An example: Client calls Service Z. Service Z calls Service A and Service B, but sends back only the combined results of Service A and Service C. The results of Service B are used to call Service C. Thus Z must call A, B, take the results of B and calls C, then return A/C combined back to the client. And, all of these calls must be asynchronous, non-blocking calls, but we should be able to handle errors for A, B or C, and handle timeouts such that the Client does not hang when Z calls downstream services. The orchestration of calling many services requires some sort of reactive programming coordination. Frameworks like RxJava, Reakt, Akka, RxJS, etc. were conceived to provide an Object Reactive programming model to better work in an environment where there are events, streams and asynchronous calls.

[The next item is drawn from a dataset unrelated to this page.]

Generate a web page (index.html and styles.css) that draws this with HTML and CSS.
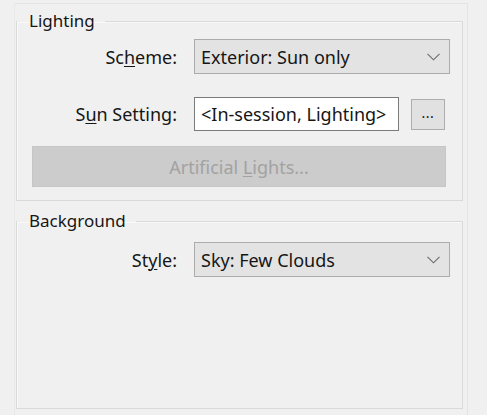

Service Discovery - Design for Failure

In addition to automated deployment, virtualization, and cloud orchestration/automation, microservices use microservices service discovery and microservices monitoring to recover from failure and to spread load across more nodes. The ability to discover service nodes, and adding them into the mix is called elasticity. This includes monitoring of services, detecting failures and removing unhealthy nodes out of the mix (and replacing them). Adding additional services into a running system.

A key component of microservices architecture is reactive programming, which is an async programming mode, and the ability to use back pressure to fail gracefully if the load surpasses the capacity of a node rather than having a cascading failure.

If your service under unexpected load becomes unresponsive then you did not write a microservice. If your service under load, throws error messages and tells clients it is under too much load, and you can spin up new nodes, and the nodes can discover each other (service discovery) and live another day, then you wrote a microservice. Microservices are resilient and elastic.